Even more remarkable than these commendable student moms are the student single moms who work, part-time or full-time, to make their lives and that of their children’s function. These are individuals who from inner strength derive (somehow) the time and energy to raise their children and improve their intellect, yet who manage to remain sane, at least most of the time. I admit that the inspiration for this article comes from living the struggle that comes from full-time education, part-time work, and 24 hour per day responsibility of parenting, but I’m not talking about myself. I only have one daughter. I’m talking about the single moms (and even the married moms) who have more than one child and a million other things to take care of (a lot of the time, this includes husbands!). These are the individuals who, as much as they might like to or intend to, cannot spend their evenings relaxing, partying, or volunteering. And the lack of that last option – volunteerism — is probably what prevents these hard-working, incredible individuals from being properly recognized and celebrated.

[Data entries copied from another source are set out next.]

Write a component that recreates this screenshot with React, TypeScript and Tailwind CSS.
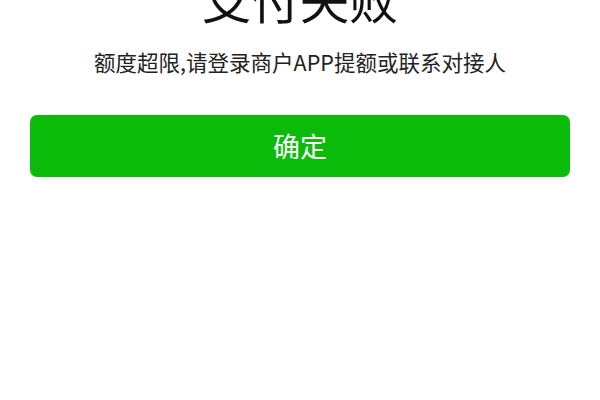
export default function App() {
  return (
    <div
      className="h-[400px] w-[600px] overflow-hidden bg-white px-[30px]"
      style={{ fontFamily: '"Noto Sans CJK SC", "Noto Sans", sans-serif' }}
    >
      {/* Result heading, scrolled partly out of view */}
      <h1 className="-mt-[32px] text-center text-[49px] font-normal leading-[60px] text-[#111]">
        支付失败
      </h1>
      <p className="mt-[20px] text-center text-[21.5px] leading-[28px] text-[#222]">
        额度超限,请登录商户APP提额或联系对接人
      </p>
      <button className="mt-[39px] flex h-[62px] w-full items-center justify-center rounded-[7px] bg-[#0abb0a] text-[27px] text-white">
        确定
      </button>
    </div>
  );
}
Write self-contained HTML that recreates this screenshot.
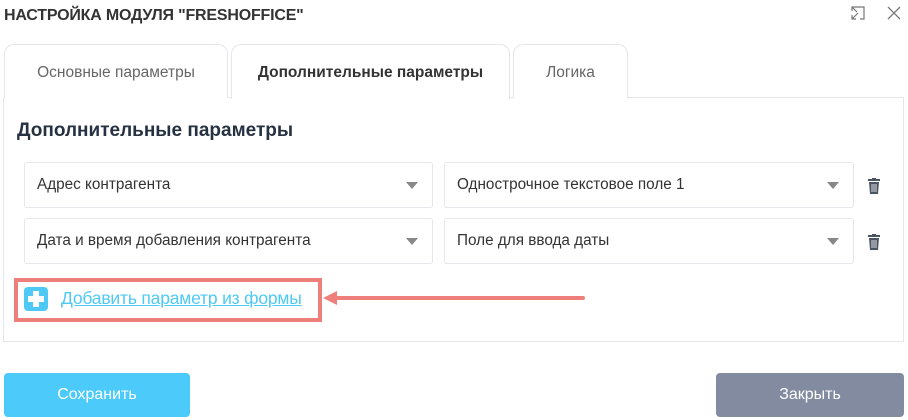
<!DOCTYPE html>
<html><head><meta charset="utf-8"><style>
*{box-sizing:border-box;margin:0;padding:0}
body{width:908px;height:420px;background:#fff;font-family:"Liberation Sans",sans-serif;position:relative;overflow:hidden;color:#333}
.abs{position:absolute}
.title{left:4px;top:7px;font-size:16px;font-weight:bold;color:#333;letter-spacing:-0.2px}
.tab{top:44px;height:54px;border:1px solid #e3e6ea;border-bottom:none;border-radius:10px 10px 0 0;font-size:15.5px;color:#666;text-align:center;line-height:56px;background:#fff}
.panel{left:3px;top:97px;width:901px;height:245px;border:1px solid #e3e6ea}
.h{left:17px;top:120px;font-size:19px;font-weight:bold;color:#263142}
.sel{height:46px;border:1px solid #e5e7ea;border-radius:3px;font-size:15.3px;color:#333;line-height:44px;padding-left:12px}
.sel:after{content:"";position:absolute;right:14px;top:19px;border-left:6px solid transparent;border-right:6px solid transparent;border-top:7px solid #888}
.btn{top:373px;height:44px;border-radius:4px;color:#fff;font-size:16px;text-align:center;line-height:44px}
</style></head><body>
<div class="abs title">НАСТРОЙКА МОДУЛЯ "FRESHOFFICE"</div>
<svg class="abs" style="left:851px;top:6px" width="14" height="14" viewBox="0 0 14 14" fill="none" stroke="#777" stroke-width="1.2"><path d="M1 5V1h12v12H9M1 9v4h4M1 13l6-6M1 1l5 5"/></svg>
<svg class="abs" style="left:887px;top:6px" width="14" height="14" viewBox="0 0 14 14" stroke="#777" stroke-width="1.3"><path d="M1 1l12 12M13 1L1 13"/></svg>
<div class="panel abs"></div>
<div class="tab abs" style="left:4px;width:224px">Основные параметры</div>
<div class="tab abs" style="left:231px;width:279px;height:55px;color:#333;font-weight:bold">Дополнительные параметры</div>
<div class="tab abs" style="left:513px;width:115px">Логика</div>
<div class="abs h">Дополнительные параметры</div>
<div class="abs sel" style="left:24px;top:162px;width:409px">Адрес контрагента</div>
<div class="abs sel" style="left:444px;top:162px;width:410px">Однострочное текстовое поле 1</div>
<div class="abs sel" style="left:24px;top:218px;width:409px">Дата и время добавления контрагента</div>
<div class="abs sel" style="left:444px;top:218px;width:410px">Поле для ввода даты</div>
<svg class="abs" style="left:867px;top:178px" width="14" height="16" viewBox="0 0 14 16"><rect x="1" y="1" width="12" height="2" fill="#4a5563"/><rect x="5" y="0" width="4" height="2" fill="#4a5563"/><path d="M2 4h10l-1 12H3z" fill="#4a5563"/><path d="M5 6v8M7 6v8M9 6v8" stroke="#fff" stroke-width="0.8"/></svg>
<svg class="abs" style="left:867px;top:234px" width="14" height="16" viewBox="0 0 14 16"><rect x="1" y="1" width="12" height="2" fill="#4a5563"/><rect x="5" y="0" width="4" height="2" fill="#4a5563"/><path d="M2 4h10l-1 12H3z" fill="#4a5563"/><path d="M5 6v8M7 6v8M9 6v8" stroke="#fff" stroke-width="0.8"/></svg>
<div class="abs" style="left:14px;top:278px;width:308px;height:44px;border:4px solid #ef7f7a"></div>
<div class="abs" style="left:24px;top:287px;width:24px;height:24px;background:#4ec9f5;border-radius:4px"></div>
<div class="abs" style="left:33px;top:291px;width:6px;height:16px;background:#fff"></div>
<div class="abs" style="left:28px;top:296px;width:16px;height:6px;background:#fff"></div>
<div class="abs" style="left:61px;top:288px;font-size:17.5px;color:#4ec9f5;text-decoration:underline;letter-spacing:-0.2px">Добавить параметр из формы</div>
<div class="abs" style="left:335px;top:296px;width:250px;height:4px;background:#ef7f7a;border-radius:2px"></div>
<div class="abs" style="left:323px;top:291px;border-top:7px solid transparent;border-bottom:7px solid transparent;border-right:14px solid #ef7f7a"></div>
<div class="abs btn" style="left:4px;width:186px;background:#4ccbfb">Сохранить</div>
<div class="abs btn" style="left:716px;width:188px;background:#838ba1">Закрыть</div>
</body></html>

I have had the fortune of joining and participating in AUSU’s Student Mom’s Club (founded by a commendable student mom) and interacting with the amazing moms of AU. They’re around us, everywhere, waist deep in the struggle for survival. Over the past few years, I’ve read numerous articles stating that women, despite societal progress, cannot have it all–it’s a matter of choosing between career and family. To these people, I say that right here at AU we have women who have it all and more. They’re a credit to humanity.
All I ask is that the next time you hear a woman talking about how she had to stay up until four in the morning to finish writing an essay because her child was up sick the entire night prior (this is to be distinguished from individuals who stayed up all night partying), let this woman know how amazing she is. Because student moms are nothing short of superhuman.